> SHORT TASK
Write the lines out again, from the top of the material to the line containing "['General', 'Structure', 'Wrapper', 'Code', 'Style']", pictures excluded.

> SOURCE MATERIAL
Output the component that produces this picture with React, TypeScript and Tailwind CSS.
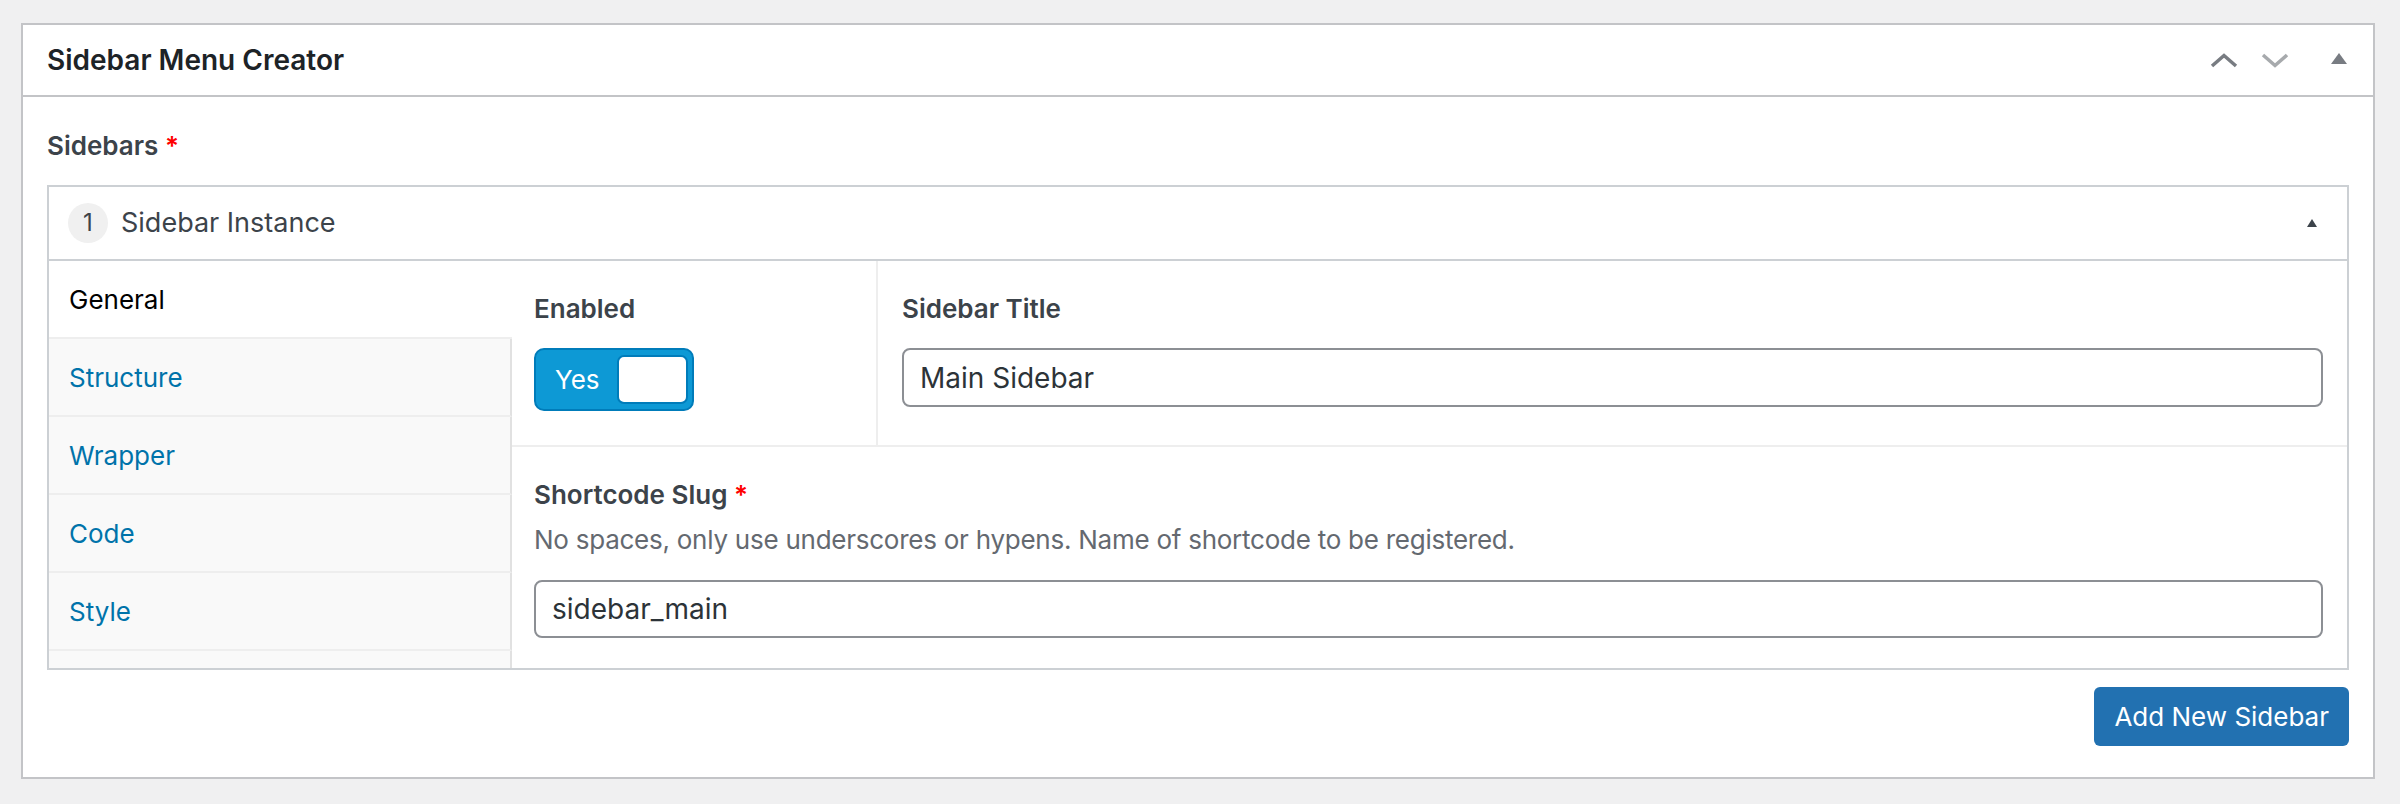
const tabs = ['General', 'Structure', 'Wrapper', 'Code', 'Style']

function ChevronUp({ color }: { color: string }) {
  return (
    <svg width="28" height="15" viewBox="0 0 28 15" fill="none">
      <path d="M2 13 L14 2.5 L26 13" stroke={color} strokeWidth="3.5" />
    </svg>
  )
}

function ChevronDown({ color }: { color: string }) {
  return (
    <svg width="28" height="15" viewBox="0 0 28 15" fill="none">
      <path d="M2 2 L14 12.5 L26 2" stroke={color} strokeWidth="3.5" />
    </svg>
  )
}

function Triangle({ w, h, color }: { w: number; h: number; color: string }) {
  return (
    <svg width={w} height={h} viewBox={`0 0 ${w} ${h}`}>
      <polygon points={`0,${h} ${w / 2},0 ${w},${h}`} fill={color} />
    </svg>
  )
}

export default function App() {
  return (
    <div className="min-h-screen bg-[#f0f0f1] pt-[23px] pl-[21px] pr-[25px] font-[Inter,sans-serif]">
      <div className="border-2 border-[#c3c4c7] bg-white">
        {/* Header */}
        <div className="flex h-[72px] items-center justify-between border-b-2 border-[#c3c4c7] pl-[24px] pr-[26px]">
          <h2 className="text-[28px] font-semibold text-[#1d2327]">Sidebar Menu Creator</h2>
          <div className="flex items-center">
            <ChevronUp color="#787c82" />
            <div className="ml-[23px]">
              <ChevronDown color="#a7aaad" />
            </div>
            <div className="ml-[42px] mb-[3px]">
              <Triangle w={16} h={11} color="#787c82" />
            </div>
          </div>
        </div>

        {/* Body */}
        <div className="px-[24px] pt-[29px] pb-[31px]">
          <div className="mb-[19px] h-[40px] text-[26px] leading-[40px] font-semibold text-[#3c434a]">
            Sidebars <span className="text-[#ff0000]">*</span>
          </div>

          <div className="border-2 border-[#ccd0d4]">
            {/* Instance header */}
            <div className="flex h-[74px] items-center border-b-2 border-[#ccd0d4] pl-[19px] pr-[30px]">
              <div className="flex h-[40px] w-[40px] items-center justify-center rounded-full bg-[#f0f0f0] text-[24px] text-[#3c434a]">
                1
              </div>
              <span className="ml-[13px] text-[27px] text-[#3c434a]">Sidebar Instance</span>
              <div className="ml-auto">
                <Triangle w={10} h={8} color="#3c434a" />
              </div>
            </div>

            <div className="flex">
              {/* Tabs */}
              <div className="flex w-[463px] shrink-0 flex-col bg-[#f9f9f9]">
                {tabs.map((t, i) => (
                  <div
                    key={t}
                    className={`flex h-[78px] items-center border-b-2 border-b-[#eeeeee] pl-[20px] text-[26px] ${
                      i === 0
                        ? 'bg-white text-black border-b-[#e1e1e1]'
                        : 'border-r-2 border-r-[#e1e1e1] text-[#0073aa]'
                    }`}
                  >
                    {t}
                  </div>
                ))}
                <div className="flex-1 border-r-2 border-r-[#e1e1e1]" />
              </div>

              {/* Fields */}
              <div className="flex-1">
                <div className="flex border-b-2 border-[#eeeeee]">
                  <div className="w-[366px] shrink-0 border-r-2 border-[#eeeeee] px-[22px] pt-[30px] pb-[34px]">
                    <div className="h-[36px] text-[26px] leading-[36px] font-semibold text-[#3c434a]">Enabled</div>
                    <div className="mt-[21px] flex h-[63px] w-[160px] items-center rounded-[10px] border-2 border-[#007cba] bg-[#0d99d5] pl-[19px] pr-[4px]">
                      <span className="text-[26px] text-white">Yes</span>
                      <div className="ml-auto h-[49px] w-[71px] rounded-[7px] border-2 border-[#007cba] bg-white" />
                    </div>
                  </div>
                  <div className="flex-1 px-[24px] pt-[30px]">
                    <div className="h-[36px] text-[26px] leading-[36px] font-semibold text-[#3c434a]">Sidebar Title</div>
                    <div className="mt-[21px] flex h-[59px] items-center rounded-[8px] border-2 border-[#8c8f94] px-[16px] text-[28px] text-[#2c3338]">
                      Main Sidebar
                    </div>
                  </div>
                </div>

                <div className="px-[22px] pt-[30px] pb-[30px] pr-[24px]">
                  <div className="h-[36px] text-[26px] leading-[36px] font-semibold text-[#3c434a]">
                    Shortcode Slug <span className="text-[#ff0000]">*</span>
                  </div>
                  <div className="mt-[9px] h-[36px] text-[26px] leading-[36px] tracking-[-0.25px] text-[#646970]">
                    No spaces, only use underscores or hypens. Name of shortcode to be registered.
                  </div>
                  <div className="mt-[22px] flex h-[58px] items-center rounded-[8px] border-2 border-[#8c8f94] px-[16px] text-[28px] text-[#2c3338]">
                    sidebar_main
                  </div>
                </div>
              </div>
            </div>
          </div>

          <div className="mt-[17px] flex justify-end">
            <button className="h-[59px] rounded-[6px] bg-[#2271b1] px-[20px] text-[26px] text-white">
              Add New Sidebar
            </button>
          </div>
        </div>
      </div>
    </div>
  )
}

> COMPLETE ANSWER
Output the component that produces this picture with React, TypeScript and Tailwind CSS.
const tabs = ['General', 'Structure', 'Wrapper', 'Code', 'Style']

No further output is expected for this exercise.